**Aim of the task:** Write out each line of the listing as it stands, without the images.
BEGIN
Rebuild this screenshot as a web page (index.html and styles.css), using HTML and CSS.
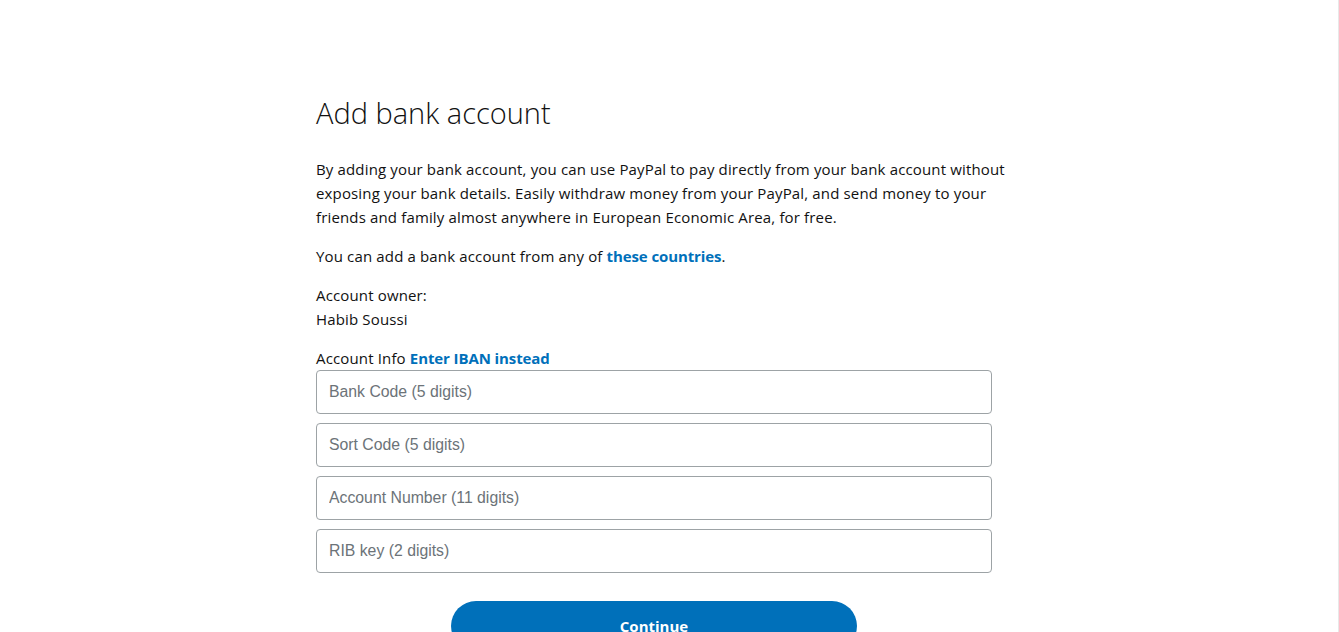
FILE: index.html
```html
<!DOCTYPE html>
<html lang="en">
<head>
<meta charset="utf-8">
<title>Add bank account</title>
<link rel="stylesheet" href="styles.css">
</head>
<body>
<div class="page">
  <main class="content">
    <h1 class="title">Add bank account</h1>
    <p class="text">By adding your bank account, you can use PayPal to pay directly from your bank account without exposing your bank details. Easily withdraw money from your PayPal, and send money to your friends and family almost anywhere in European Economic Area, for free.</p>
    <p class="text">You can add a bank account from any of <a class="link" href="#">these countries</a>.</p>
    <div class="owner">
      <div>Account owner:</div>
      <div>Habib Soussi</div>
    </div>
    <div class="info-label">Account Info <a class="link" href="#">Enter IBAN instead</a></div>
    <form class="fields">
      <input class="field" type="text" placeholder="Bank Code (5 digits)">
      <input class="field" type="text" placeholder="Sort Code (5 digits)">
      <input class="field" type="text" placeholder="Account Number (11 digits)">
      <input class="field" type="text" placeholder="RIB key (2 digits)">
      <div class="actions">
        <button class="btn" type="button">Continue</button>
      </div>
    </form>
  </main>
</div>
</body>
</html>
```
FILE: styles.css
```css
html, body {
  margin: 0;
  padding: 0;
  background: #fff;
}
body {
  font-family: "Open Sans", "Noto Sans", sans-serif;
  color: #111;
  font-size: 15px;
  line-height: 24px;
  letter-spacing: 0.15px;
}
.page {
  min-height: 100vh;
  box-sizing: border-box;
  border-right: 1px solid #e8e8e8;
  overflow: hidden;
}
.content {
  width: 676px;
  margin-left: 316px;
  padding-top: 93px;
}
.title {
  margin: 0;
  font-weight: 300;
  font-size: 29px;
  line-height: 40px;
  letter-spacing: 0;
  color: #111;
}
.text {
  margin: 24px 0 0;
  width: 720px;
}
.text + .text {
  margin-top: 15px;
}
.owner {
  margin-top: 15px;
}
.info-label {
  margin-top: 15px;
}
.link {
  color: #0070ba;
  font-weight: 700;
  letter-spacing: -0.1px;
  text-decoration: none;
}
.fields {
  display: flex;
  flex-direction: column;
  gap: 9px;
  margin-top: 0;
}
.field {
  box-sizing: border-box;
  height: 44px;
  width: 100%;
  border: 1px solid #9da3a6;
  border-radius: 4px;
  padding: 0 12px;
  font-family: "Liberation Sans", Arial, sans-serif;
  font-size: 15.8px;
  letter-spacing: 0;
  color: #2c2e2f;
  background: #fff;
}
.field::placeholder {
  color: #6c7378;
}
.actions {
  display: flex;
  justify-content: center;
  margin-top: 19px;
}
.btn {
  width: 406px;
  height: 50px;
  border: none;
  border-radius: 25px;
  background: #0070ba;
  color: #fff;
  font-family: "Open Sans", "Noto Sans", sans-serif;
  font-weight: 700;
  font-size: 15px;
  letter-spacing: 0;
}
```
END
**Solution for this task:**
Rebuild this screenshot as a web page (index.html and styles.css), using HTML and CSS.
FILE: index.html
```html
<!DOCTYPE html>
<html lang="en">
<head>
<meta charset="utf-8">
<title>Add bank account</title>
<link rel="stylesheet" href="styles.css">
</head>
<body>
<div class="page">
  <main class="content">
    <h1 class="title">Add bank account</h1>
    <p class="text">By adding your bank account, you can use PayPal to pay directly from your bank account without exposing your bank details. Easily withdraw money from your PayPal, and send money to your friends and family almost anywhere in European Economic Area, for free.</p>
    <p class="text">You can add a bank account from any of <a class="link" href="#">these countries</a>.</p>
    <div class="owner">
      <div>Account owner:</div>
      <div>Habib Soussi</div>
    </div>
    <div class="info-label">Account Info <a class="link" href="#">Enter IBAN instead</a></div>
    <form class="fields">
      <input class="field" type="text" placeholder="Bank Code (5 digits)">
      <input class="field" type="text" placeholder="Sort Code (5 digits)">
      <input class="field" type="text" placeholder="Account Number (11 digits)">
      <input class="field" type="text" placeholder="RIB key (2 digits)">
      <div class="actions">
        <button class="btn" type="button">Continue</button>
      </div>
    </form>
  </main>
</div>
</body>
</html>
```
FILE: styles.css
```css
html, body {
  margin: 0;
  padding: 0;
  background: #fff;
}
body {
  font-family: "Open Sans", "Noto Sans", sans-serif;
  color: #111;
  font-size: 15px;
  line-height: 24px;
  letter-spacing: 0.15px;
}
.page {
  min-height: 100vh;
  box-sizing: border-box;
  border-right: 1px solid #e8e8e8;
  overflow: hidden;
}
.content {
  width: 676px;
  margin-left: 316px;
  padding-top: 93px;
}
.title {
  margin: 0;
  font-weight: 300;
  font-size: 29px;
  line-height: 40px;
  letter-spacing: 0;
  color: #111;
}
.text {
  margin: 24px 0 0;
  width: 720px;
}
.text + .text {
  margin-top: 15px;
}
.owner {
  margin-top: 15px;
}
.info-label {
  margin-top: 15px;
}
.link {
  color: #0070ba;
  font-weight: 700;
  letter-spacing: -0.1px;
  text-decoration: none;
}
.fields {
  display: flex;
  flex-direction: column;
  gap: 9px;
  margin-top: 0;
}
.field {
  box-sizing: border-box;
  height: 44px;
  width: 100%;
  border: 1px solid #9da3a6;
  border-radius: 4px;
  padding: 0 12px;
  font-family: "Liberation Sans", Arial, sans-serif;
  font-size: 15.8px;
  letter-spacing: 0;
  color: #2c2e2f;
  background: #fff;
}
.field::placeholder {
  color: #6c7378;
}
.actions {
  display: flex;
  justify-content: center;
  margin-top: 19px;
}
.btn {
  width: 406px;
  height: 50px;
  border: none;
  border-radius: 25px;
  background: #0070ba;
  color: #fff;
  font-family: "Open Sans", "Noto Sans", sans-serif;
  font-weight: 700;
  font-size: 15px;
  letter-spacing: 0;
}
```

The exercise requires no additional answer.